A Cinemateca Brasileira e a Folha promovem, de hoje até 12 de maio, o ciclo "Sete Vezes Bergman". São sete filmes do cineasta sueco Ingmar Bergman, que passarão na Sala Cinemateca (r. Fradique Coutinho, 361, tel. 011/881-6542, Pinheiros, zona oeste).
Hoje também será realizado um debate sobre "Cenas de um Casamento" (leia texto nesta página).
Este filme de 1973 é o "gancho" do ciclo, em vista da estréia da peça teatral em São Paulo, prevista para o dia 30 de maio, na Sala São Luiz.
O cineasta, nascido em 1918, originalmente concebeu a história como uma série para a TV sueca, escreveu o roteiro do filme e posteriormente adaptou-o para teatro.
O teatro é, no mais, uma das paixões de Bergman, e sua influência será perceptível em outros trabalhos.
O ciclo se completa com outros seis filmes, que dão idéia da produção do diretor nos anos 60 e 70. O mais antigo -e um dos mais significativos- é "O Silêncio", de 1963. O mais recente, "Da Vida das Marionetes" (1980).
Evolução
Esses anos servem para balizar uma evolução de seu pensamento. Em "O Silêncio", estamos em pleno território do cristianismo nórdico (Bergman vem de uma família luterana): austero, despojado, essencial.
A preocupação com Deus não se faz imediatamente presente, mas a palavra "alma", escrita em um bilhete, no final do filme, dá conta da preocupação bergmaniana: a dupla existência humana, terrena e divina, o corpo e a alma -vista pela vida em comum de duas irmãs.
O filme teve problemas com a censura da época, por conta de uma cena de masturbação. Hoje, o importante nele é a maneira como Bergman apreende a realidade e a relaciona a idéias abstratas.
Os filmes dos anos 70 em diante são marcados por uma evolução barroca do estilo, que acompanha o uso da cor. E também pela angustiada descrença em Deus (e na existência após a morte).
Entramos em territórios que desde sempre frequentaram o cinema bergmaniano. Mas agora sua preocupação com as relações conjugais e familiares ou a sexualidade evoluem para o desespero.
Essa é a tônica de "Sonata de Outono" (1978, sobre relações mãe e filha), de "Cenas de um Casamento" (1973), de "Face a Face" (1975, sobre casamento, solidão, estupro, suicídio), "O Ovo da Serpente" (1978, em que estão envolvidos nazismo, morte, suicídio), "Gritos e Sussurros" (1972, a agonia de uma doente terminal, a morte).

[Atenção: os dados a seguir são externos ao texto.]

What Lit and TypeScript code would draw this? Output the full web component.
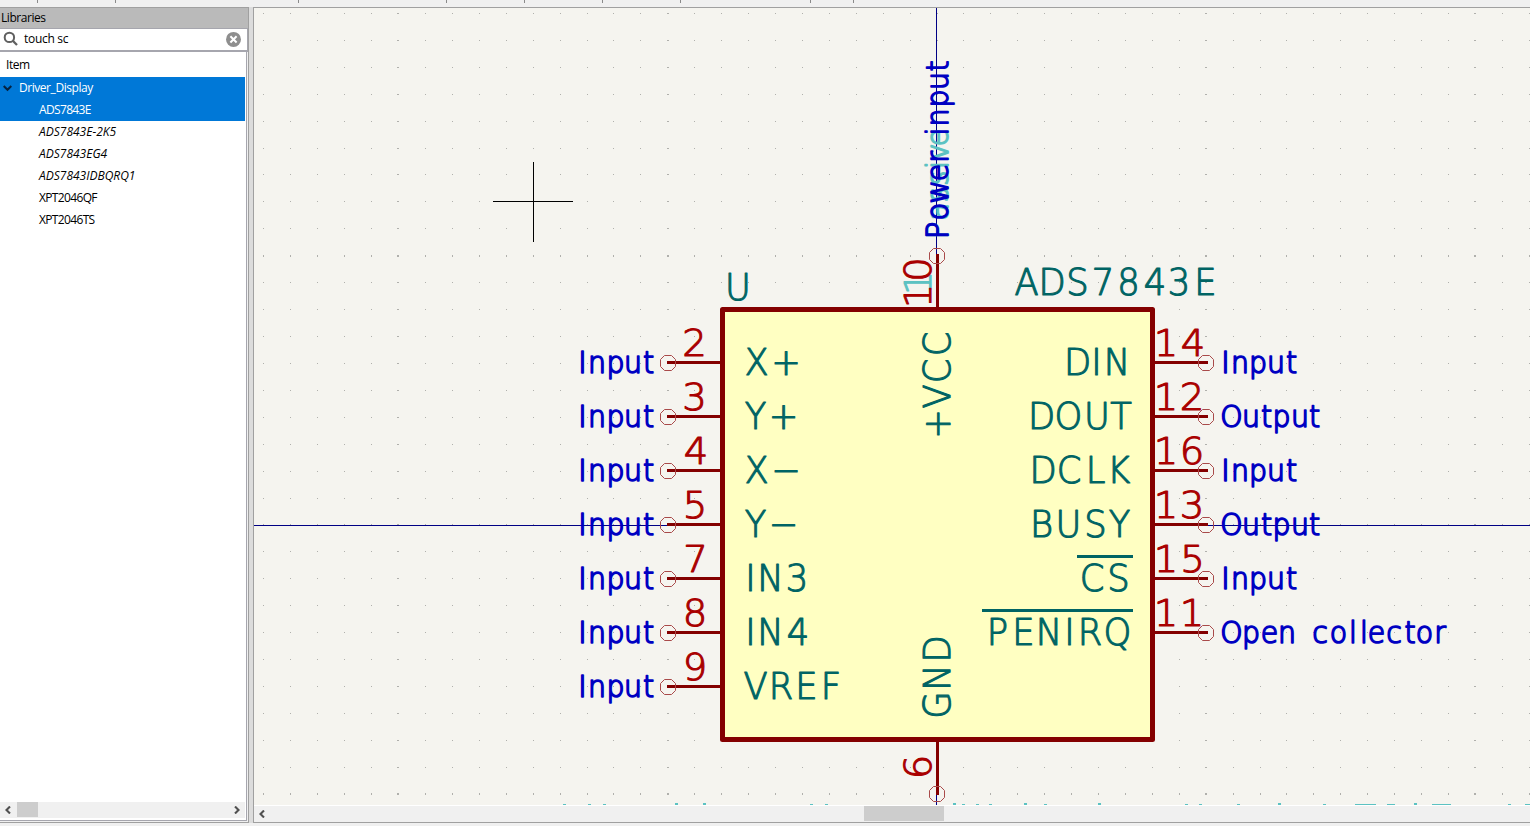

A temática recorrente ajuda a deixar clara a principal característica de Bergman: a capacidade de mostrar o mundo material cruamente, ao mesmo tempo em que o articula à existência espiritual.
Mesmo quando duvida de Deus, é essa articulação entre corpo e alma que está na base da beleza dos filmes que serão vistos neste ciclo.
Talvez sirvam como comprovação desse empenho os magníficos desempenhos de atrizes como Liv Ullman, Bibi Anderson, Gunnel Lindblon, Ingrid Thulin, Ingrid Bergman.
Não por acaso, o corpo feminino e sua sexualidade, são assuntos centrais no cinema do sueco. No entanto, ele os trata de forma sublimada: mesmo se a fé entra em crise, a beleza continua um atributo da alma.